0

I'm using Xpdf's pdftotext to get the text out of some hebrew pdf files on Ubuntu.

On my local machine this worked fine. I then tried to do it on another machine and the hebrew characters don't show up in the text file. I verified that I have the language package (see below why I think so). Where else can I look for the problem?

>> tail -2 /etc/xpdf/xpdfrc
include /etc/xpdf/includes

>> cat /etc/xpdf/includes
# This file was automatically generated by /usr/sbin/update-xpdfrc.
# Instead, add or remove files in /etc/xpdf/ then run
# /usr/sbin/update-xpdfrc to regenerate this file.
include /etc/xpdf/xpdfrc-latin2
include /etc/xpdf/xpdfrc-thai
include /etc/xpdf/xpdfrc-greek
include /etc/xpdf/xpdfrc-turkish
include /etc/xpdf/xpdfrc-arabic
include /etc/xpdf/xpdfrc-hebrew
include /etc/xpdf/xpdfrc-cyrillic

>> cat /etc/xpdf/xpdfrc-hebrew
#----- begin Hebrew support package (2003-feb-16)
unicodeMap  ISO-8859-8  /usr/share/xpdf/hebrew/ISO-8859-8.unicodeMap
unicodeMap  Windows-1255    /usr/share/xpdf/hebrew/Windows-1255.unicodeMap
#----- end Hebrew support package

>> ls /usr/share/xpdf/hebrew/
ISO-8859-8.unicodeMap  Windows-1255.unicodeMap
Ofri Raviv
  • 155
  • 2
  • 5

2 Answers2

3

Luckily, the friendly Ubuntu people made it easy to install languages. Simply enter this command into your shell:

sudo apt-get install language-support-he language-pack-he

You will notice it adds hebrew support to quite a few other sub-systems (such as HSpell, Myspell and PostgreSQL for example), and installs some Hebrew fonts as well.

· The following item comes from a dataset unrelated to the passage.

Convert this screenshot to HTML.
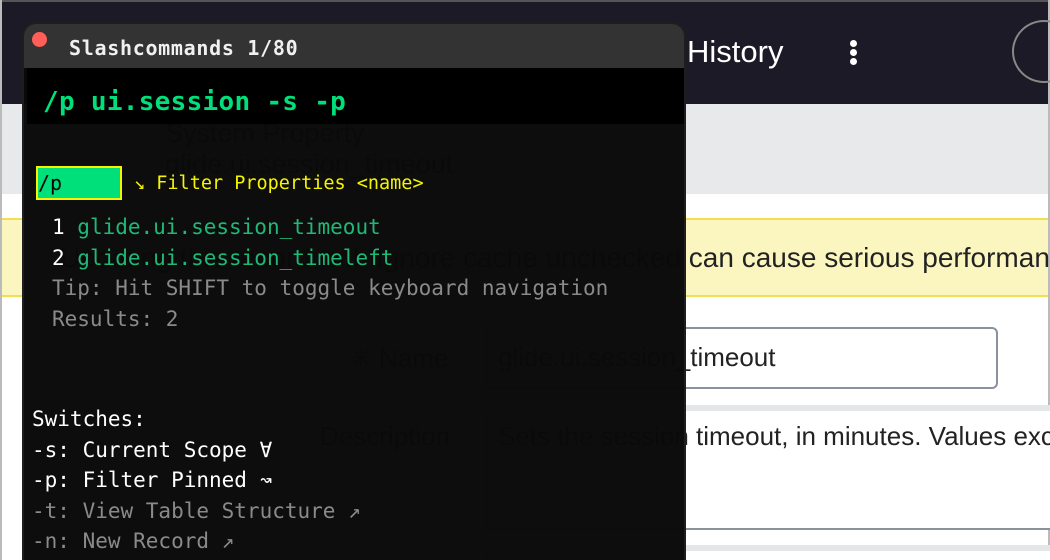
<!DOCTYPE html>
<html><head><style>
*{margin:0;padding:0;box-sizing:border-box}
html,body{width:1050px;height:560px;overflow:hidden}
body{background:#fff;position:relative;font-family:"Liberation Sans",sans-serif}
.a{position:absolute;white-space:nowrap}
.m{font-family:"DejaVu Sans Mono","Liberation Mono",monospace}
</style></head><body>
<!-- page -->
<div class="a" style="left:0;top:0;width:1050px;height:2px;background:#555"></div>
<div class="a" style="left:0;top:0;width:2px;height:560px;background:#bbb"></div>
<div class="a" style="right:0;top:0;width:2px;height:560px;background:#bbb"></div>
<div class="a" style="left:2px;top:2px;width:1046px;height:102px;background:#1b1a26"></div>
<div class="a" style="left:687px;top:34px;font-size:31px;color:#fff">History</div>
<div class="a" style="left:850px;top:40px;width:7px;height:7px;border-radius:50%;background:#fff"></div>
<div class="a" style="left:850px;top:49px;width:7px;height:7px;border-radius:50%;background:#fff"></div>
<div class="a" style="left:850px;top:58px;width:7px;height:7px;border-radius:50%;background:#fff"></div>
<div class="a" style="left:1012px;top:20px;width:64px;height:63px;border-radius:50%;border:2px solid #888"></div>
<div class="a" style="left:2px;top:104px;width:1046px;height:90px;background:#e8e9eb"></div>
<div class="a" style="left:165px;top:118px;font-size:27px;color:#222;line-height:31px">System Property<br>glide.ui.session_timeout</div>
<div class="a" style="left:2px;top:218px;width:1046px;height:79px;background:#fbf6c0;border-top:2px solid #f0e050;border-bottom:2px solid #f0e050"></div>
<div class="a" style="left:60px;top:242px;font-size:28px;color:#222">Updating this record with Ignore cache unchecked can cause serious performance</div>
<div class="a" style="left:350px;top:343px;font-size:26px;color:#333">✳ Name</div>
<div class="a" style="left:485px;top:327px;width:513px;height:62px;border:2px solid #8a929c;border-radius:6px;background:#fff"></div>
<div class="a" style="left:498px;top:342px;font-size:26px;color:#222">glide.ui.session_timeout</div>
<div class="a" style="left:320px;top:421px;font-size:26px;color:#333">Description</div>
<div class="a" style="left:485px;top:405px;width:570px;height:125px;border:2px solid #8a929c;border-top:6px solid #e4e6e8;border-radius:6px;background:#fff"></div>
<div class="a" style="left:498px;top:421px;font-size:26px;color:#222">Sets the session timeout, in minutes. Values exceed</div>
<div class="a" style="left:485px;top:545px;width:570px;height:15px;border:2px solid #8a929c;border-bottom:none;border-top:6px solid #e4e6e8;border-radius:6px 0 0 0;background:#fff"></div>
<!-- popup -->
<div class="a" style="left:22px;top:22px;width:664px;height:560px;border-radius:14px 14px 0 0;border:2px solid #1e1e1e;background:rgba(10,10,10,0.99);overflow:hidden">
  <div class="a" style="left:0;top:0;width:664px;height:44px;background:#333"></div>
  <div class="a" style="left:8px;top:8px;width:15px;height:15px;border-radius:50%;background:#ff5f57"></div>
  <div class="a m" style="left:45px;top:12px;font-size:20px;font-weight:bold;color:#f0f0f0;letter-spacing:0.7px">Slashcommands 1/80</div>
  <div class="a" style="left:3px;top:44px;width:660px;height:56px;background:#000"></div>
  <div class="a m" style="left:19px;top:63px;font-size:26px;font-weight:bold;color:#00e07a;letter-spacing:0.3px">/p ui.session -s -p</div>
  <div class="a" style="left:12px;top:142px;width:86px;height:34px;background:#00e07a;border:2px solid #f5f500"></div>
  <div class="a m" style="left:14px;top:147px;font-size:20px;color:#000">/p</div>
  <div class="a m" style="left:110px;top:149px;font-size:18.5px;color:#f5f500">↘ Filter Properties &lt;name&gt;</div>
  <div class="m a" style="left:28px;top:188px;font-size:21px;line-height:30.5px;color:#fff">1 <span style="color:#1fb877">glide.ui.session_timeout</span><br>2 <span style="color:#1fb877">glide.ui.session_timeleft</span><br><span style="color:#8a8a8a">Tip: Hit SHIFT to toggle keyboard navigation<br>Results: 2</span></div>
  <div class="m a" style="left:8px;top:380px;font-size:21px;line-height:30.5px;color:#fff">Switches:<br>-s: Current Scope ∀<br>-p: Filter Pinned ↝<br><span style="color:#8a8a8a">-t: View Table Structure ↗<br>-n: New Record ↗</span></div>
</div>
</body></html>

For good measure, install the following hebrew fonts:

sudo apt-get install culmus culmus-fancy xfonts-efont-unicode xfonts-efont-unicode-ib xfonts-intl-european msttcorefonts

And finally, make sure that when you run pdftotext, that you specify the UTF-8 encoding format, as it may not detect your source automatically:

pdftotext -enc UTF-8 input.pdf output.txt
1

You should have a look at TET, the text extraction toolkit by PDFlib.com (run by Thomas Merz', author of "PostScript and PDF Bible").

TET mainly is a library to use within other PDF processing applications, but they've also...

  • ...built a powerful commandline tool on top of it, called 'TET iFilter' (free as in beer);
  • ...built an Acrobat plugin (free as in beer)

This one can extract non-ASCII text from PDFs (inkl. CJK, Hebrew, Arabic), restore ligature glyphs to their original character pairs or trios and in general it runs circles around Adobe's own text extraction capabilities...

It's available for Windows, Linux, Mac OS X and various Unix systems.

Kurt Pfeifle
  • 1,796
  • 2
  • 12
  • 19